Part 1
The forces that would inevitably culminate in the marriage between Joe and Sydney at the end of the first quarter of the 21st century began to truly take shape a mere 1,000 years before the two met at 70 Lefferts Place in Brooklyn, New York.
According to 8th century historian Bede, the initial Saxon incursion into England began in 449 AD, starting a series of events that would culminate in the formation of the English language in the years following the Norman invasion in 1066. It is also in the 11th century when Jewish people began to appear in chronicles of life in Eastern Europe, as deep ties had begun to form between Jewish peoples in Constantinople and the Keivan Rus, with Yaroslav the Wise dedicating one of the three Kyvian city gates to Jewish people sometime before his death in 1054. In Italy, medieval communes in the north began to grow and reform themselves into city states that were largely modeled on their understanding of the political structure of the Roman Republic.

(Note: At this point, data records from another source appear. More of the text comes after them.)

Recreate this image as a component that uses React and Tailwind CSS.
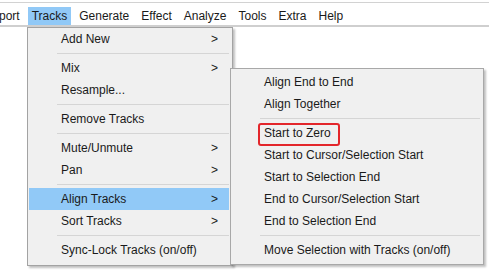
import React from "react";

const menuBar = ["port", "Tracks", "Generate", "Effect", "Analyze", "Tools", "Extra", "Help"];

const tracksMenu = [
  { label: "Add New", sub: true },
  { sep: true },
  { label: "Mix", sub: true },
  { label: "Resample..." },
  { sep: true },
  { label: "Remove Tracks" },
  { sep: true },
  { label: "Mute/Unmute", sub: true },
  { label: "Pan", sub: true },
  { sep: true },
  { label: "Align Tracks", sub: true, active: true },
  { label: "Sort Tracks", sub: true },
  { sep: true },
  { label: "Sync-Lock Tracks (on/off)" },
];

const alignMenu = [
  { label: "Align End to End" },
  { label: "Align Together" },
  { sep: true },
  { label: "Start to Zero", marked: true },
  { label: "Start to Cursor/Selection Start" },
  { label: "Start to Selection End" },
  { label: "End to Cursor/Selection Start" },
  { label: "End to Selection End" },
  { sep: true },
  { label: "Move Selection with Tracks (on/off)" },
];

const MenuItems = ({ items }) => (
  <>
    {items.map((item, i) =>
      item.sep ? (
        <div key={i} className="h-[7px] flex items-center ml-[29px] mr-[3px]">
          <div className="w-full h-px bg-[#d5d5d5]" />
        </div>
      ) : (
        <div
          key={i}
          className={
            "relative h-[22px] ml-[1px] mr-[3px] pl-[32px] pr-[11px] flex items-center justify-between " +
            (item.active ? "bg-[#91c9f7]" : "")
          }
        >
          <span>{item.label}</span>
          {item.sub && <span>&gt;</span>}
          {item.marked && (
            <div className="absolute left-[26px] top-[1px] w-[82px] h-[23px] border-2 border-[#e3262b] rounded-[3px]" />
          )}
        </div>
      )
    )}
  </>
);

export default function App() {
  return (
    <div
      className="relative w-[489px] h-[270px] bg-white overflow-hidden text-[12px] text-[#1a1a1a]"
      style={{ fontFamily: '"Liberation Sans", Arial, sans-serif' }}
    >
      {/* menu bar */}
      <div className="mt-[2px] border-t border-[#d2d2d2] pt-[4px] border-b-2 border-b-[#cfcfcf] bg-white">
        <div className="flex gap-[4px] ml-[-5px] h-[18px]">
          {menuBar.map((m) => (
            <div
              key={m}
              className={"px-[4px] flex items-center " + (m === "Tracks" ? "bg-[#91c9f7]" : "")}
            >
              {m}
            </div>
          ))}
        </div>
      </div>

      {/* Tracks dropdown */}
      <div className="absolute left-[27px] top-[27px] w-[206px] bg-[#f0f0f0] border border-[#a3a3a3] pt-0 pb-[4px] shadow-[2px_2px_2px_rgba(0,0,0,0.25)]">
        <MenuItems items={tracksMenu} />
      </div>

      {/* Align Tracks submenu */}
      <div className="absolute left-[230px] top-[68px] w-[254px] bg-[#f0f0f0] border border-[#a8a8a8] pt-[2px] pb-[3px] shadow-[2px_2px_2px_rgba(0,0,0,0.25)]">
        <MenuItems items={alignMenu} />
      </div>
    </div>
  );
}
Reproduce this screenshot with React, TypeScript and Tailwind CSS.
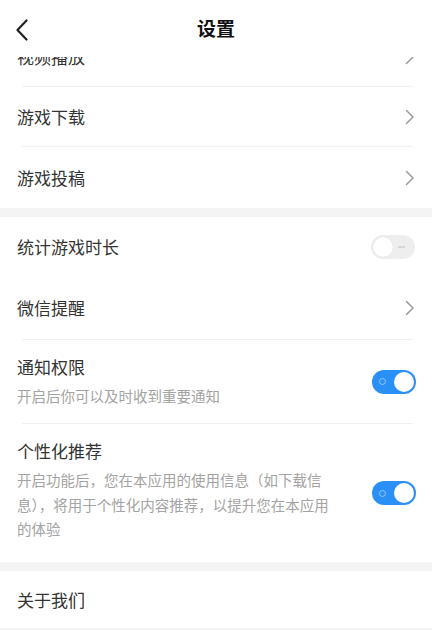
const font = { fontFamily: '"Noto Sans CJK SC", "Noto Sans", sans-serif' };

function Chevron() {
  return (
    <svg width="10" height="16" viewBox="0 0 10 16" className="shrink-0">
      <path d="M1.5 1.5 L8 8 L1.5 14.5" fill="none" stroke="#9a9a9a" strokeWidth="1.5" strokeLinecap="round" strokeLinejoin="round" />
    </svg>
  );
}

function Toggle({ on }: { on: boolean }) {
  if (on) {
    return (
      <div className="w-[44px] h-[24px] rounded-full bg-[#2a8ff7] shrink-0 flex items-center justify-between px-[2px]">
        <span className="ml-[5px] w-[7px] h-[7px] rounded-full border-[1.5px] border-[#93c6fa]" />
        <span className="w-[20px] h-[20px] rounded-full bg-white" />
      </div>
    );
  }
  return (
    <div className="w-[44px] h-[24px] rounded-full bg-[#eeeeee] shrink-0 flex items-center justify-between px-[2px]">
      <span className="w-[20px] h-[20px] rounded-full bg-white shadow-[0_0_1px_rgba(0,0,0,0.15)]" />
      <span className="mr-[8px] w-[7px] h-[1.5px] bg-[#d6d6d6]" />
    </div>
  );
}

function Line() {
  return <div className="ml-[22px] mr-[19px] h-px bg-[#f0f0f0]" />;
}

function Row({ title, right, line = true, h }: { title: string; right: React.ReactNode; line?: boolean; h: string }) {
  return (
    <div className="bg-white">
      <div className={`flex items-center justify-between px-[17px] ${h}`}>
        <span className="text-[17px] text-[#333333]">{title}</span>
        {right}
      </div>
      {line && <Line />}
    </div>
  );
}

function DescRow({ title, desc, line = true, h }: { title: string; desc: string; line?: boolean; h: string }) {
  return (
    <div className="bg-white">
      <div className={`flex items-center justify-between pl-[17px] pr-[16px] ${h}`}>
        <div className="flex flex-col w-[326px] self-start pt-[14px]">
          <span className="text-[17px] leading-[26px] text-[#333333]">{title}</span>
          <span className="text-[14.5px] leading-[24.5px] text-[#a3a3a3] mt-[4px]">{desc}</span>
        </div>
        <Toggle on />
      </div>
      {line && <Line />}
    </div>
  );
}

export default function App() {
  return (
    <div className="w-[432px] h-[630px] bg-white overflow-hidden flex flex-col" style={font}>
      <header className="h-[57px] shrink-0 flex items-center relative bg-white z-10">
        <svg width="14" height="22" viewBox="0 0 14 22" className="ml-[15px] mt-[2px]">
          <path d="M11.5 1.5 L2.5 11 L11.5 20.5" fill="none" stroke="#222" strokeWidth="2.2" strokeLinecap="round" strokeLinejoin="round" />
        </svg>
        <h1 className="absolute left-0 right-0 text-center text-[19px] font-bold text-[#111] pointer-events-none">设置</h1>
      </header>
      <div className="flex-1 overflow-hidden">
        <div className="-mt-[30px] flex flex-col">
          <Row title="视频播放" right={<Chevron />} h="h-[59px]" />
          <Row title="游戏下载" right={<Chevron />} h="h-[59px]" />
          <Row title="游戏投稿" right={<Chevron />} line={false} h="h-[61px]" />
          <div className="h-[9px] bg-[#f4f4f4]" />
          <Row title="统计游戏时长" right={<Toggle on={false} />} line={false} h="h-[60px]" />
          <Row title="微信提醒" right={<Chevron />} h="h-[62px]" />
          <DescRow title="通知权限" desc="开启后你可以及时收到重要通知" h="h-[83px]" />
          <DescRow title="个性化推荐" desc="开启功能后，您在本应用的使用信息（如下载信息），将用于个性化内容推荐，以提升您在本应用的体验" line={false} h="h-[138px]" />
          <div className="h-[9px] bg-[#f4f4f4]" />
          <Row title="关于我们" right={null} line={false} h="h-[57px]" />
          <div className="h-[9px] bg-[#f4f4f4]" />
        </div>
      </div>
    </div>
  );
}
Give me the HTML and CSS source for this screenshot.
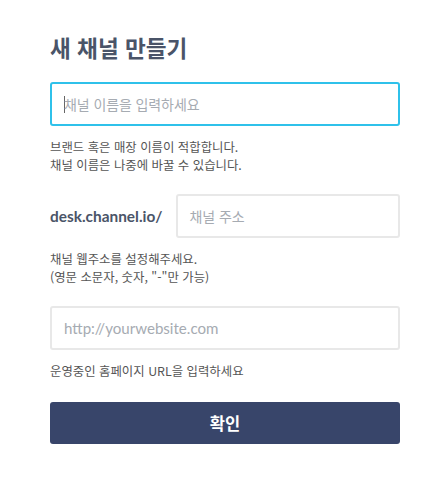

In 1142, most of the Northeast of the continent that would become known as North America was consolidated under the The Iroquois Confederacy’s Great Law of Peace. Thus, by the early 1100s the cultural, ethnoreligious, and political forces were set in motion that would lead to creation of New York City, The United State of America, the construction of a house on Lefferts Street, and ultimately, the marriage of Joe and Sydney. Let's dive in deeper.
It can and should be argued that the creation of the United States (and later, the wedding that is the subject of this page) began with the fall of the Roman Empire upon losing the siege of Constantinople in 1453.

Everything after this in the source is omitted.